Sul perché scegliere una donna dell’est in linea generale non saprei rispondere ma avrei sicuramente da dire qualcosa sul perché scegliere una donna di queste parti.

La sceglierei perché da tre anni, nonostante una guerra di cui noi tutti siamo colpevoli, tirano avanti la carretta con i loro uomini al fronte o fuggiti chissà dove; perché la mattina portano i loro bambini a scuola ed il pomeriggio alla casa della cultura per svolgere attività fisiche o ricreative (che da queste parte sono gratuite e si svolgono in strutture da far impallidire i nostri edifici pubblici mezzi diroccati). Perché effettivamente non “frignano” anche se il mondo gli è crollato addosso, ma si rimboccano ogni giorno le maniche per guadagnare quel poco che gli consenta di sopravvivere dignitosamente.

Le sceglierei perché sono lì a curare il frutteto tra le macerie della casa bombardata, perché piegate in due e con i piedi nel fango preparano le rose nelle aiuole per la prossima fioritura, perché giovani ed innocenti trovano il modo di perdersi giocando con una lumaca in un barattolo di vetro o cantano con voce da angelo per un pubblico che le ascolta rapito.
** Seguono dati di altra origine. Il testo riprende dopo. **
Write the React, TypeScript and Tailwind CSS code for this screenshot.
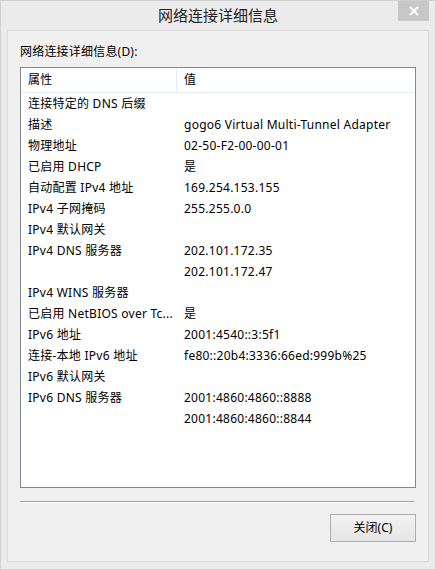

Le vedo danzare con grazia infinita in quel teatro dell’opera che non ha mai smesso di funzionare nonostante le bombe, perché da queste parti la cura dello spirito ha ancora un valore.

Ecco solo alcuni dei motivi per i quali sceglierei una donna “di queste parti”; sicuramente tra le donne “delle nostre parti non sceglierei” quelle che tra una visita dal chirurgo plastico ed un’ospitata televisiva in qualche talent, cianciano di cose che non sanno affibbiando etichette precostituite dagli spin doctor di regime.

Un'esplosione in lontananza mi ridesta e mi riconduce alla realtà; un fumo denso e nero si innalza all’orizzonte. Poi un nuovo colpo, e poi un altro… quindi una lunga serie di raffiche. La sera si avvicina e con essa la ripresa dei combattimenti.

La mia guida mi fa cenno che ora di andare, muoversi di sera con le luci dell’auto accese sarebbe un suicidio.

Un saluto fugace e via di nuovo sfrecciando a tutta velocità su quella strada martoriata dai colpi di artiglieria mentre il fumo denso dell’ennesima esplosione si allarga dinnanzi al parabrezza della macchina.